Hennig layers into the script the idea that Mary’s the child of a messy divorce and so, in her mid-30s, is reluctant to get married, even though she knows she must bear an heir to ensure future succession.

And the title takes on weight as the play progresses and we see, as Mary gains in strength, how much she’s inherited from her mother, including some possible physical ailments. Brilliant flashbacks involving Anne Boleyn (Hill again) point to another mother-daughter dynamic. And the play’s best passage prophetically looks at a time when female rulers won’t be constrained by patriarchal traditions.

As in the two earlier plays in the cycle, The Last Wife and The Virgin Trial, Hennig’s use of colloquial language brings Tudor history delightfully down to earth. Sometimes she overdoes it. Calling children “kids” is one thing, but hearing the expression “Let’s get the hell out of Dodge” sounds silly in any context.

The actors, however, fully inhabit their characters. Taylor makes her journey from unlikely monarch to hard realist convincing and sympathetic, while Poole is sizzling as Catalina – an idea emphasized by Kimberly Purtell’s lighting and Debashis Sinha’s sound design.
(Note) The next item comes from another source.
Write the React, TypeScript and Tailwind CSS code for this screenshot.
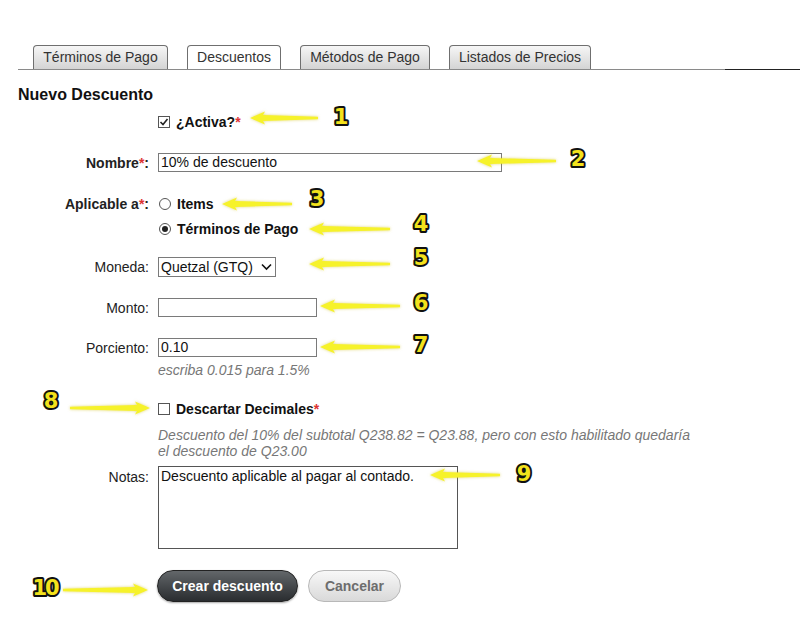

Hill brings urgency to her two roles, and Bain and Vacratsis make a lively pair, especially when contrasted with White’s intentionally dour Simon.

Dilworth gives everyone lots of tasks to keep things visually interesting. Vacratsis’s stage business often involves Mary’s wardrobe, which, in designer Lorenzo Savoini’s hands, nicely charts her increasing militarization.

Savoini’s spare, efficient set also suggests Mary’s growing religious fervour. It’s just one fine element in this bloody good show.